The big question looming around Starkville will be whether Mullen is around after this cycle of coaching changes. With at least Florida, Texas A&M, Tennessee, Arkansas and Ole Miss expected to open, there’s going to be chaos in the hiring market. Mullen has proven to be a consistent winner at a place that never won consistently. He’ll like have an opportunity to choose between sticking around to become the school’s all-time winningest coach – he’s 68-44 and eight wins from passing Jackie Sherrill – or reviving a blue blood elsewhere. “When anyone is successful, you’re concerned about losing them,” Cohen said. “Our entire administration from the president on down, we’re committed to Dan and [his wife] Megan.

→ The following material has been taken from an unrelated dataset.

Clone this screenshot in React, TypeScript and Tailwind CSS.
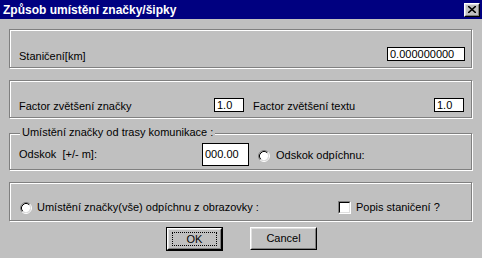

We want him to be here indefinitely, not just as a coach but a member of the Mississippi State community.”

State has backed up its commitment to Mullen, paying him $4.5 million and making him among the top 15 in the country in salary (his buyout to leave is tiny). They’ve also built state-of-the art facilities, making the infrastructure of the program ahead of rival SEC programs like Florida.

But Mullen’s potential decision on his future epitomizes the fickle fates of programs in the SEC. If he leaves, the Bulldogs are in flux searching for a comparable coach with a juggernaut team returning. If he stays, they could be a preseason top-10 team next year in the hunt for an SEC title. So Saturday, with a full stadium and cowbells at full pitch, the moment will be cherished. “It means so much,” Cohen said. “Mississippi State fans will never take for granted this journey that Dan has taken us on.”